__Task directions__: Filter the data for lines with the word "TypeScript", then copy every line so identified.

__Records provided__:

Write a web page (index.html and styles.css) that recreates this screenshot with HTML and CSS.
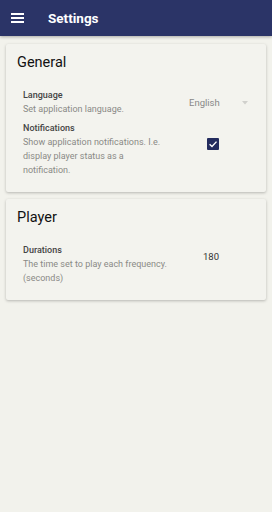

* * *

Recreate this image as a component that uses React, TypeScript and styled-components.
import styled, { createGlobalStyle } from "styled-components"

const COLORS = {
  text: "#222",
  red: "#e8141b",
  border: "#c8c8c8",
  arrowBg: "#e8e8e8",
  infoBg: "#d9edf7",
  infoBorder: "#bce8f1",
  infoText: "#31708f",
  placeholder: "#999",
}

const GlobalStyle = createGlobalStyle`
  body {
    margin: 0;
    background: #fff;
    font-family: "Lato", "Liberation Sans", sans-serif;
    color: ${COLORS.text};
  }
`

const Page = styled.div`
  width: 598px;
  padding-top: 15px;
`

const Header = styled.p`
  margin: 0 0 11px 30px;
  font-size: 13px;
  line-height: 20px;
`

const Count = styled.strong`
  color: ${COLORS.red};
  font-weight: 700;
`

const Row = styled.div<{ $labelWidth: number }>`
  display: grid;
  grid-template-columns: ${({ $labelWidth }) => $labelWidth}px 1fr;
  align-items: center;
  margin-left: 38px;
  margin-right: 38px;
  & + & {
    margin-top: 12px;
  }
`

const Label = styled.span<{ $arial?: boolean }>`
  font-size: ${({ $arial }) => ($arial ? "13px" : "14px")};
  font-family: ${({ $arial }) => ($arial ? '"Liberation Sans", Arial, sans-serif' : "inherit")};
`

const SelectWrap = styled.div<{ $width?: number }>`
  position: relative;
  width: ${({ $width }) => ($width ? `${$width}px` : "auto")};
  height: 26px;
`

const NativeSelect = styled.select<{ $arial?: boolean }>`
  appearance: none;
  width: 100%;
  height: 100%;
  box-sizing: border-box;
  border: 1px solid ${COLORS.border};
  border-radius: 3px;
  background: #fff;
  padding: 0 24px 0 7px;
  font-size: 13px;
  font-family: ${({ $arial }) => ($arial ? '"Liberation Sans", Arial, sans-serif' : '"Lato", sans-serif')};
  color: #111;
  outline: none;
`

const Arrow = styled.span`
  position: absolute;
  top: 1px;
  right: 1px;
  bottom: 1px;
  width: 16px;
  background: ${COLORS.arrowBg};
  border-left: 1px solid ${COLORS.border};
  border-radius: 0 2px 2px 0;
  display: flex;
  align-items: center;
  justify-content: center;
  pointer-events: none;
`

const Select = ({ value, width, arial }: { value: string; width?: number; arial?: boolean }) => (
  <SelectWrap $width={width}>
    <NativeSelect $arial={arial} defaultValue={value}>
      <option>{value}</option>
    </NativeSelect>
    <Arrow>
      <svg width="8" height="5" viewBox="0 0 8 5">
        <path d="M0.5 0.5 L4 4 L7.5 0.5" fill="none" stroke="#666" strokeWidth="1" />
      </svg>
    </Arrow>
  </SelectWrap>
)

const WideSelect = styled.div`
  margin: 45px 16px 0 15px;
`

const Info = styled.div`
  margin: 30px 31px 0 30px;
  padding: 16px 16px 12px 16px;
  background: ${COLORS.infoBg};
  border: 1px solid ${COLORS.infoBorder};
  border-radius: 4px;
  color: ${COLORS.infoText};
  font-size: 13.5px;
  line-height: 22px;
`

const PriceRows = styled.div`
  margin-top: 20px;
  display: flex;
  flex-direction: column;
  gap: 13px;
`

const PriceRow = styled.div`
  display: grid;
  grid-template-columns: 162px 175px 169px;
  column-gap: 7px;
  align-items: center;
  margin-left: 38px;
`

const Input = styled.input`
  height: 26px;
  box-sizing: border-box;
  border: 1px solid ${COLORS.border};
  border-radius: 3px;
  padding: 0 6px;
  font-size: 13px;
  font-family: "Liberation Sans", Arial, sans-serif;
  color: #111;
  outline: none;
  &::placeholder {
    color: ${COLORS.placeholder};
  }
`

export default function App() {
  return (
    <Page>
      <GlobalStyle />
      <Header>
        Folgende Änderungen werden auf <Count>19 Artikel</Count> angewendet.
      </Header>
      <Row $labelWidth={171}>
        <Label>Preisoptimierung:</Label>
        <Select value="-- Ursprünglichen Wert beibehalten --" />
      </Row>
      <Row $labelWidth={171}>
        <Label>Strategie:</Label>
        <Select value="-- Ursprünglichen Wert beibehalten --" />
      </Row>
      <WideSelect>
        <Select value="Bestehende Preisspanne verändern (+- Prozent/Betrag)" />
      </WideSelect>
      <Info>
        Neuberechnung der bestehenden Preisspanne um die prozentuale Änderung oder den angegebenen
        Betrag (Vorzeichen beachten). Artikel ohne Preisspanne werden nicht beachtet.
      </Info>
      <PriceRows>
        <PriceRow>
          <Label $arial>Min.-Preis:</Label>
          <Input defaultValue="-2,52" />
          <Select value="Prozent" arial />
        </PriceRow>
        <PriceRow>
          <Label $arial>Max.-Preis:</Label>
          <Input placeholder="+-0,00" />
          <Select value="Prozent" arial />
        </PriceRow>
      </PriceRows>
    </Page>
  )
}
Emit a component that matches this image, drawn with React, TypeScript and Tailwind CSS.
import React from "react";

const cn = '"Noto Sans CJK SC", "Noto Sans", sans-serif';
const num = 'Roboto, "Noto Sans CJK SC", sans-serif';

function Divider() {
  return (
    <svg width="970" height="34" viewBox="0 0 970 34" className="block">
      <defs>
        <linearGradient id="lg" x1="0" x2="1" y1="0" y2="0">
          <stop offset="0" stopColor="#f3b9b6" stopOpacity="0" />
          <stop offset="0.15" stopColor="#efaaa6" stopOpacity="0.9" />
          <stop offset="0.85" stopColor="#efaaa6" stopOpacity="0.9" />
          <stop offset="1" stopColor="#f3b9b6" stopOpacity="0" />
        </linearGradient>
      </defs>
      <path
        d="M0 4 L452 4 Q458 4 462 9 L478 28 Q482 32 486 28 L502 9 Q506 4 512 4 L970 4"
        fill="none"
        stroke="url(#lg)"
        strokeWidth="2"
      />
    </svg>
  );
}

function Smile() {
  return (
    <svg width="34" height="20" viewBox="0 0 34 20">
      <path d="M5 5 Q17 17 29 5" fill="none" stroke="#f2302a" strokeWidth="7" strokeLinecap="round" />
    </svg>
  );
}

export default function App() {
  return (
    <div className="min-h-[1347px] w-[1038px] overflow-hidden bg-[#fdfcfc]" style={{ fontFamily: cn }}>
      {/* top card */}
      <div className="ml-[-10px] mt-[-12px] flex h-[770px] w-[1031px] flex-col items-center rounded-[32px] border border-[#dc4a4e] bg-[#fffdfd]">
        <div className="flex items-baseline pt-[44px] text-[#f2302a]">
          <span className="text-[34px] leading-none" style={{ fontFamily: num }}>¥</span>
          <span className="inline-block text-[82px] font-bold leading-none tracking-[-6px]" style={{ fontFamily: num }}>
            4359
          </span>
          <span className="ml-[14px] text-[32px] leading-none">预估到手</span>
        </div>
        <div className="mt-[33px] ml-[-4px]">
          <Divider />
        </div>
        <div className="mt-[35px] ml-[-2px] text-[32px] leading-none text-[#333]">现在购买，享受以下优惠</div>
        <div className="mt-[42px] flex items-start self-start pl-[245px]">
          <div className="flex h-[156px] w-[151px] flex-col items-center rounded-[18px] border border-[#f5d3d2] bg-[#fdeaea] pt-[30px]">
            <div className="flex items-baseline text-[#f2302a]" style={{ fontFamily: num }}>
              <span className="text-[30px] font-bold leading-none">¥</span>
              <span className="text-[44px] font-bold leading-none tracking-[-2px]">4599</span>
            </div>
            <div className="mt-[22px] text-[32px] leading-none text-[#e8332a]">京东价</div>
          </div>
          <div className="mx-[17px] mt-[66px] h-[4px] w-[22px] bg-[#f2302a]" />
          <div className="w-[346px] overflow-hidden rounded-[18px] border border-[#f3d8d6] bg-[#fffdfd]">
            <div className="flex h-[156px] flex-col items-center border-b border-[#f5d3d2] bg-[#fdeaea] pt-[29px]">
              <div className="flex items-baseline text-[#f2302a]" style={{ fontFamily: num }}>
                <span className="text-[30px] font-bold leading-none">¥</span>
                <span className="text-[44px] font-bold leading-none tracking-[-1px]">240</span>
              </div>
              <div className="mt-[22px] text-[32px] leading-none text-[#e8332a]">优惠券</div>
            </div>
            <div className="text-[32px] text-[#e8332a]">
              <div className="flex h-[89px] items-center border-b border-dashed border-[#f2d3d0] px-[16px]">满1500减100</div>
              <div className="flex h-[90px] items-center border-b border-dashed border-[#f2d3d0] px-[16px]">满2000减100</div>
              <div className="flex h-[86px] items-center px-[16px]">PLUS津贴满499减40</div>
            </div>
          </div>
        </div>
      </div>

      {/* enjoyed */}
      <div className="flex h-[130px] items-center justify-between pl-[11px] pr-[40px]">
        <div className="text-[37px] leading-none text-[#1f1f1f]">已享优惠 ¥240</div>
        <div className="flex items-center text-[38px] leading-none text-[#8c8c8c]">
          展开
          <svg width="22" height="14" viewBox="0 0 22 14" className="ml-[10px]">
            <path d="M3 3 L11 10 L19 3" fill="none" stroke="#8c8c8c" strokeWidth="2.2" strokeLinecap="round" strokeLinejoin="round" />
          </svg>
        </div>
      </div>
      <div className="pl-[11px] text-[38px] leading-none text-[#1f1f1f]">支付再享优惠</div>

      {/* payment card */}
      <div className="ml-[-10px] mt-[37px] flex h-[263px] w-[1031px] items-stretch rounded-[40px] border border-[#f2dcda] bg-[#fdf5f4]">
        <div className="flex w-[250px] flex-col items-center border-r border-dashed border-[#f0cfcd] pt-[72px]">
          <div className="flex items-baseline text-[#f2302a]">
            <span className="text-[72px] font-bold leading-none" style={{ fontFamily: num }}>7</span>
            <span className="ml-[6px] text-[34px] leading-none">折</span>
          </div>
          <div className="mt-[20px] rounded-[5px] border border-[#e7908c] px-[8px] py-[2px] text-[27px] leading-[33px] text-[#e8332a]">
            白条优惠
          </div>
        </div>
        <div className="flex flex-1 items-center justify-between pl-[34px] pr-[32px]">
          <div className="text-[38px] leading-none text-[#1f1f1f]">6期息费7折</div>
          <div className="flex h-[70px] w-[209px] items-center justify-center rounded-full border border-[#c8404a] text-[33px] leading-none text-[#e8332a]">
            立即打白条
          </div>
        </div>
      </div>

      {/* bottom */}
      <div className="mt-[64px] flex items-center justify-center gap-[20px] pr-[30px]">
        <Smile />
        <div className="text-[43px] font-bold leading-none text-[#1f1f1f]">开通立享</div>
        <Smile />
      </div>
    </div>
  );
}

__Task answer__:
Recreate this image as a component that uses React, TypeScript and styled-components.
Emit a component that matches this image, drawn with React, TypeScript and Tailwind CSS.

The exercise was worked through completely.